Car Otto Dix, dont il faut rappeler qu’il s’engagea volontairement dès 1914 et fut décoré pour des faits de courage exceptionnels, montre que la vérité de la guerre, c’est qu’elle n’est désormais plus porteuse d’aucune vérité ni d’aucune régénération, si tant est qu’elle le fut jamais, qu’il n’y a pas d’épreuve décisive qui s’y jouerai devant le danger, que la guerre ne révèle rien sinon ce « mauvais infini » que recèle l’humain et qui ne semble connaître d’autre limite que l’aveugle nécessité, voulue par Dieu à cette fin, comme le pensait Simone Weil. Mais à cela, la guerre industrialisée n’ajoute qu’un exemple de plus. C’est bien l’« œuvre du diable » en effet qui éloigne de la vérité et nous savons à quelles erreurs et mensonges elle conduira, car la guerre n’est qu’anéantissement et politique du nihilisme. La renaissance de la vie dont témoignera aussi Otto Dix dans son œuvre des années 50 et 60, n’est certainement pas le fruit de la guerre mais elle advient malgré et contre cet anéantissement. Tout cela, il le montre, littéralement, grâce à un travail de composition considérable et acharné, d’une rare exigence, servi par une maîtrise consommée des moyens de la peinture, ayant réappris et longuement pratiqué tous les procédés des maîtres anciens, par lesquels seuls il a pu aboutir à des œuvres d’une telle intensité expressive.
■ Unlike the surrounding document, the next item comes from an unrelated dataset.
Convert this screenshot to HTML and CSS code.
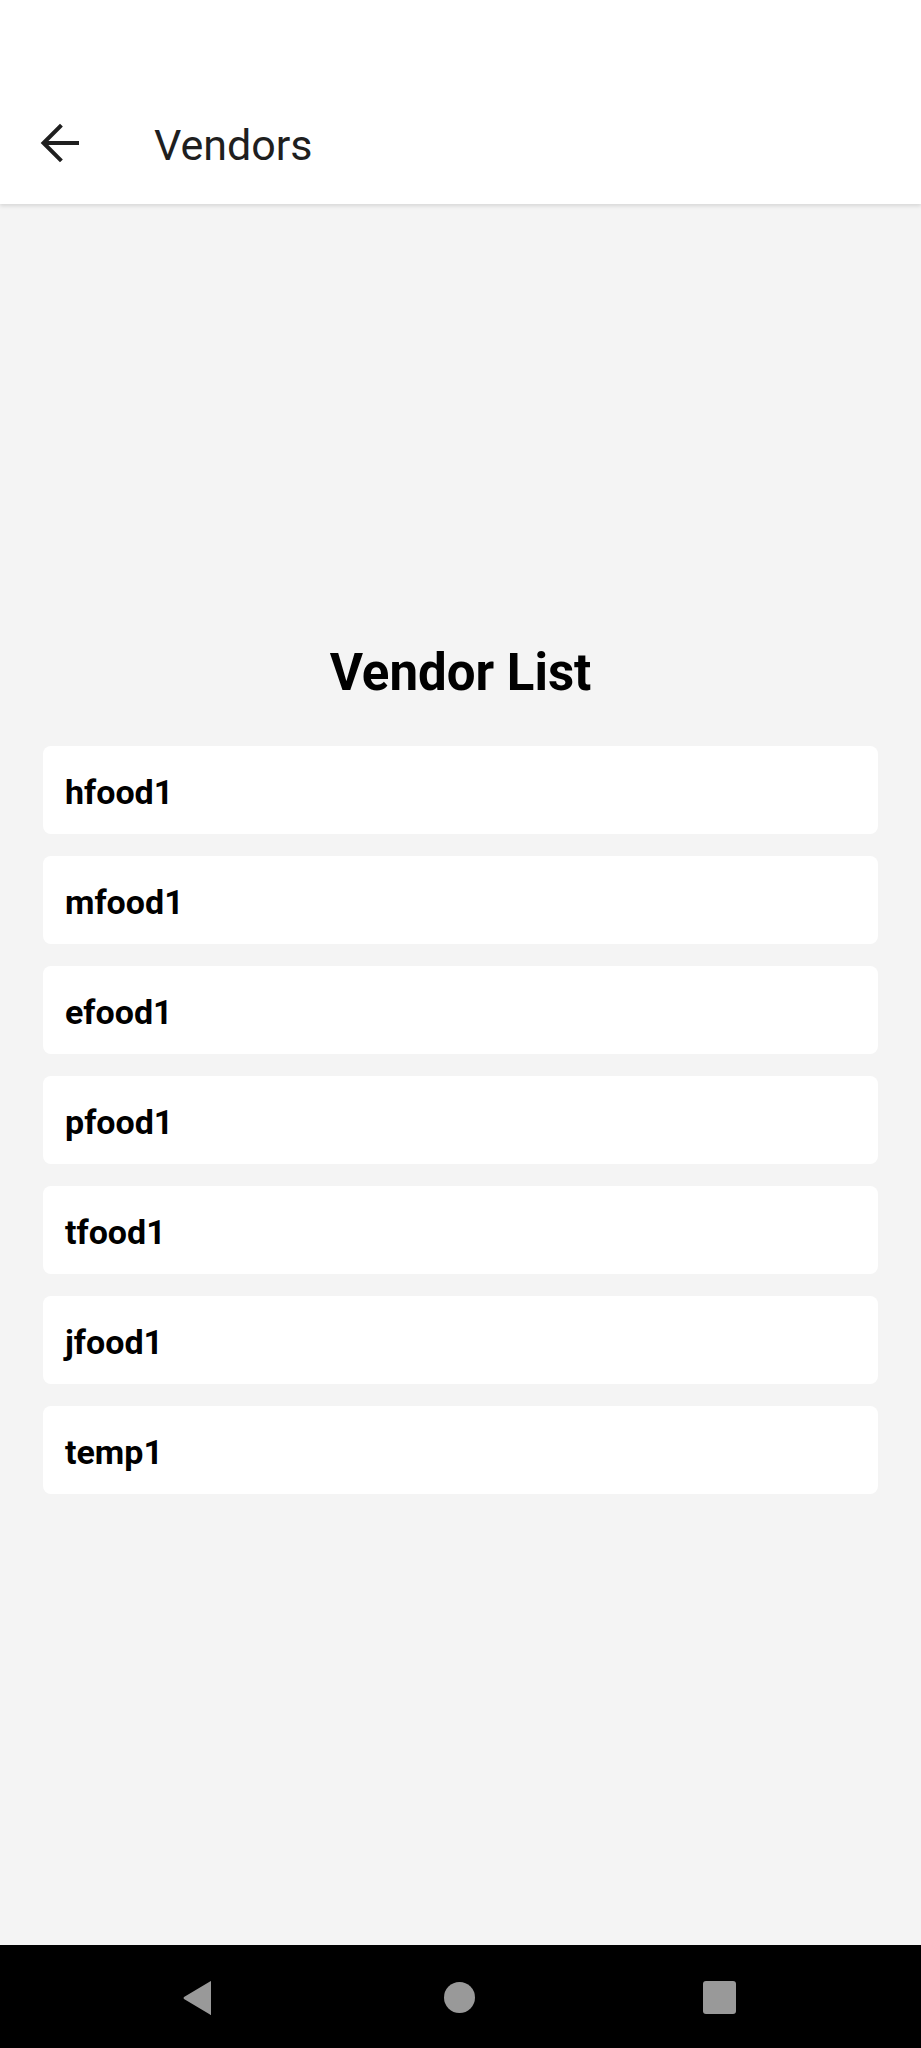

Il n’y a pas de « destruction créative » comme le prétendait l’économiste Schumpeter, qui formulait cette théorie dans le même climat délétère du début du XXe siècle, contre lequel luttait l’avant-garde radicale, laquelle tirait de la vie et non de la mort le sens de la vérité et la redécouverte de l’absolu de la beauté.